Pedestrian Fatalities Are a Growing Epidemic in the United States

Every time they travel on foot, pedestrians put their lives at risk. The human body is no match for a motor vehicle during a collision, which makes pedestrians the most vulnerable population on the road.

According to preliminary data prepared by the Governors Highway Safety Association (GHSA), there were nearly 6,000 pedestrian deaths nationwide in 2016. This is an 11 percent increase from 2015 data and the highest total in nearly two decades.

"Everyone walks, and we want to encourage that, but at the same time we want to make sure that we all get to our destinations safely," Jonathan Adkins, GHSA Executive Director, said in a recent press release. "Unfortunately, this latest data shows that the U.S. is not meeting the mark on keeping pedestrians safe on our roadways."

Researchers attribute this dramatic rise in pedestrian fatalities to several factors, including an increased number of people driving and walking on our roadways. Alcohol use also continues to be problematic. But perhaps the most drastic distraction, and one that can be prevented, is use of cellphones and other electronic devices. Both pedestrians and drivers can become easily distracted by calling, texting, updating social media and using other phone apps.

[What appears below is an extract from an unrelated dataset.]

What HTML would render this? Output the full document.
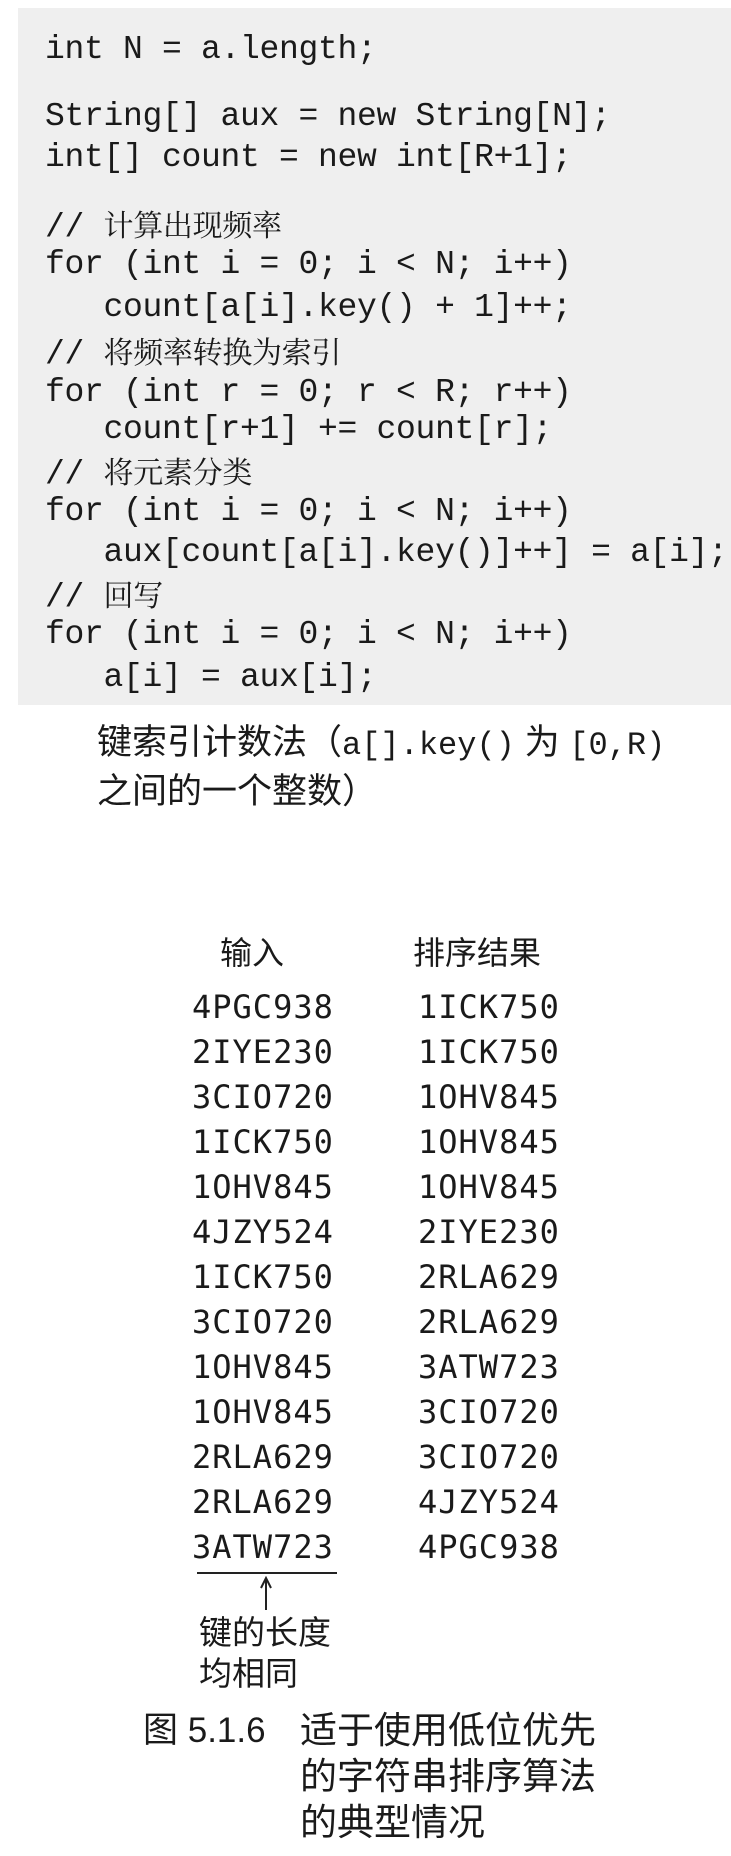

In its report, the GHSA encourages states to continue their efforts to reduce pedestrian fatalities. They also provide current examples from 41 states and the District of Columbia. For Indiana, the GHSA reports educational efforts by the City of Bloomington, grant funds used to enforce traffic laws, particularly in school zones, and efforts to improve pedestrian signals and add safety zones throughout Indianapolis by the Alliance for Health Promotion.